╭─ Data rows

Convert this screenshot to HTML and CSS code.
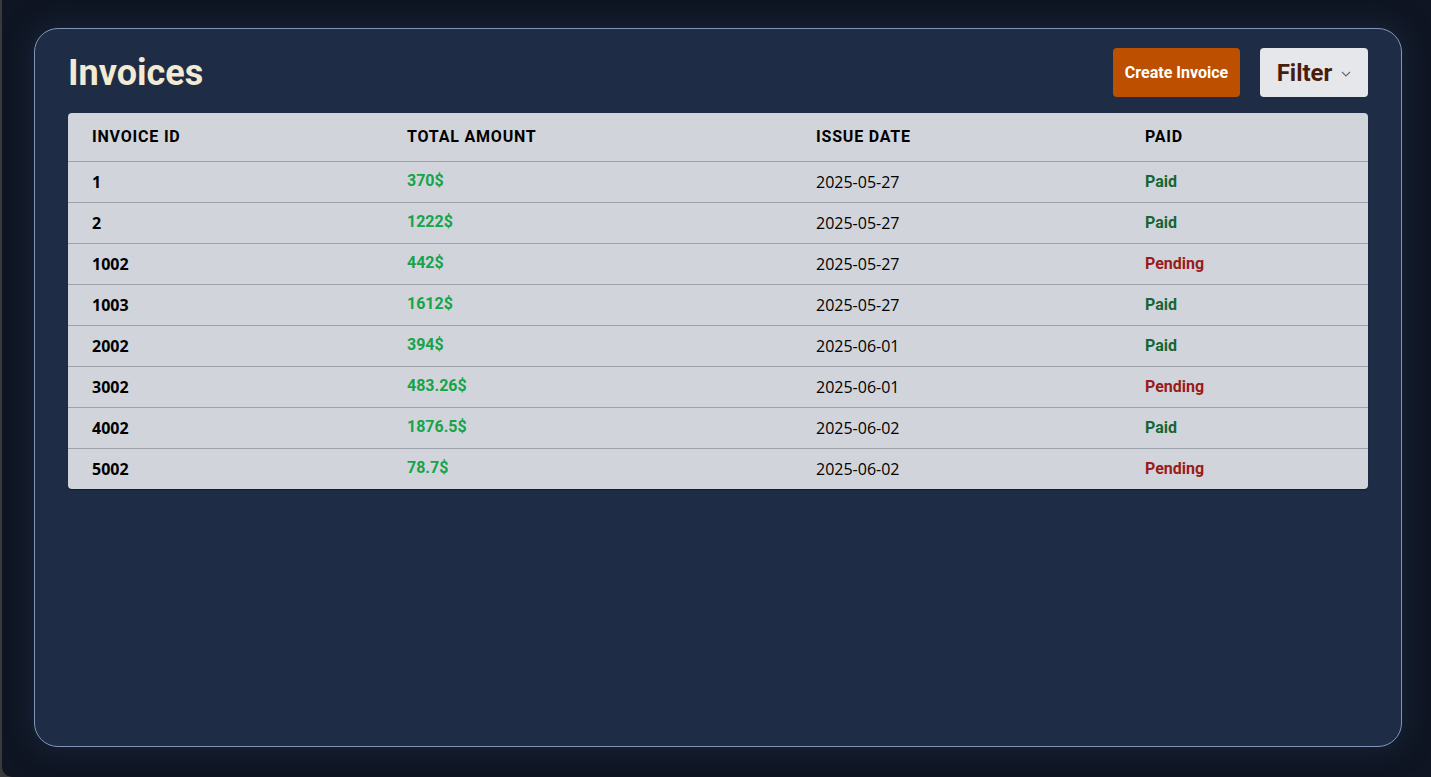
FILE: index.html
```html
<!DOCTYPE html>
<html lang="en">
<head>
<meta charset="utf-8">
<title>Invoices</title>
<link rel="stylesheet" href="styles.css">
</head>
<body>
<div class="screen">
  <main class="card">
    <header class="topbar">
      <h1 class="title">Invoices</h1>
      <div class="actions">
        <button class="btn-create">Create Invoice</button>
        <button class="btn-filter">Filter <svg class="chev" width="10" height="6" viewBox="0 0 10 6"><path d="M1 1l4 4 4-4" fill="none" stroke="#6b6b6b" stroke-width="1.2"/></svg></button>
      </div>
    </header>
    <table class="invoices">
      <thead>
        <tr><th>Invoice ID</th><th>Total Amount</th><th>Issue Date</th><th>Paid</th></tr>
      </thead>
      <tbody>
        <tr><td class="id">1</td><td class="amt">370$</td><td class="date">2025-05-27</td><td class="paid">Paid</td></tr>
        <tr><td class="id">2</td><td class="amt">1222$</td><td class="date">2025-05-27</td><td class="paid">Paid</td></tr>
        <tr><td class="id">1002</td><td class="amt">442$</td><td class="date">2025-05-27</td><td class="pending">Pending</td></tr>
        <tr><td class="id">1003</td><td class="amt">1612$</td><td class="date">2025-05-27</td><td class="paid">Paid</td></tr>
        <tr><td class="id">2002</td><td class="amt">394$</td><td class="date">2025-06-01</td><td class="paid">Paid</td></tr>
        <tr><td class="id">3002</td><td class="amt">483.26$</td><td class="date">2025-06-01</td><td class="pending">Pending</td></tr>
        <tr><td class="id">4002</td><td class="amt">1876.5$</td><td class="date">2025-06-02</td><td class="paid">Paid</td></tr>
        <tr><td class="id">5002</td><td class="amt">78.7$</td><td class="date">2025-06-02</td><td class="pending">Pending</td></tr>
      </tbody>
    </table>
  </main>
</div>
</body>
</html>
```
FILE: styles.css
```css
html, body {
  margin: 0;
  padding: 0;
  height: 100%;
}
body {
  background: #3a3a3a;
  font-family: "Open Sans", sans-serif;
}
.screen {
  margin-left: 2px;
  height: 777px;
  box-sizing: border-box;
  background: #0f1522;
  border-bottom-left-radius: 10px;
  padding: 28px 29px 0 32px;
  overflow: hidden;
}
.card {
  box-sizing: border-box;
  height: 719px;
  background: #1e2d45;
  border: 1.5px solid #8196b6;
  border-radius: 24px;
  padding: 19px 33px 0 33px;
  box-shadow: 0 0 24px 6px rgba(30, 45, 69, 0.55);
}
.topbar {
  display: flex;
  align-items: center;
  justify-content: space-between;
  height: 49px;
  margin-bottom: 16px;
}
.title {
  margin: 0;
  font-family: Roboto, sans-serif;
  font-weight: 700;
  font-size: 36px;
  color: #f3ead3;
  letter-spacing: 0;
}
.actions {
  display: flex;
  gap: 20px;
  height: 49px;
}
.btn-create {
  width: 127px;
  height: 49px;
  border: none;
  border-radius: 4px;
  background: #bd4f00;
  color: #ffffff;
  font-family: Roboto, sans-serif;
  font-weight: 700;
  font-size: 16px;
  padding: 0;
}
.btn-filter {
  width: 108px;
  height: 49px;
  border: none;
  border-radius: 4px;
  background: #e5e7eb;
  color: #4a1c0b;
  font-family: Roboto, sans-serif;
  font-weight: 700;
  font-size: 24px;
  padding: 0;
  display: flex;
  align-items: center;
  justify-content: center;
  gap: 9px;
}
.chev {
  margin-top: 2px;
}
.invoices {
  width: 100%;
  border-collapse: collapse;
  background: #d1d5db;
  border-radius: 4px;
  overflow: hidden;
  box-shadow: 0 1px 1px rgba(0, 0, 0, 0.35);
}
.invoices th {
  text-align: left;
  font-family: Roboto, sans-serif;
  font-weight: 700;
  font-size: 16px;
  letter-spacing: 0.05em;
  text-transform: uppercase;
  color: #000;
  height: 48px;
  padding: 0 24px;
  border-bottom: 1px solid #9ca3af;
  box-sizing: border-box;
}
.invoices th:nth-child(1) { width: 315px; }
.invoices th:nth-child(2) { width: 409px; }
.invoices th:nth-child(3) { width: 329px; }
.invoices td {
  height: 41px;
  padding: 0 24px;
  box-sizing: border-box;
  font-size: 16px;
  color: #000;
}
.invoices tbody tr + tr td {
  border-top: 1px solid #9ca3af;
}
.invoices td.id {
  font-weight: 700;
  padding-top: 1px;
}
.invoices td.amt {
  font-family: Roboto, sans-serif;
  font-weight: 700;
  color: #16a34a;
  padding-bottom: 2px;
}
.invoices td.date {
  padding-top: 1px;
}
.invoices td.paid {
  font-family: Roboto, sans-serif;
  font-weight: 700;
  color: #166534;
  padding-bottom: 1px;
}
.invoices td.pending {
  font-family: Roboto, sans-serif;
  font-weight: 700;
  color: #991b1b;
  padding-bottom: 1px;
}
```
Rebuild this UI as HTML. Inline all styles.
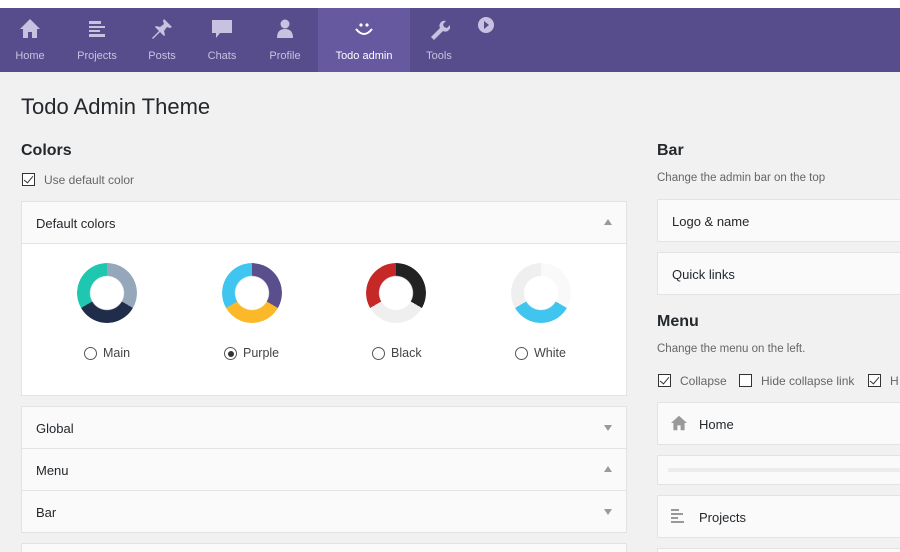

╰─

[What you are asked to do] Scan the listing above for the word "styles" and show each line where it is found.

[Written solution]
<link rel="stylesheet" href="styles.css">
FILE: styles.css
Rebuild this UI as HTML. Inline all styles.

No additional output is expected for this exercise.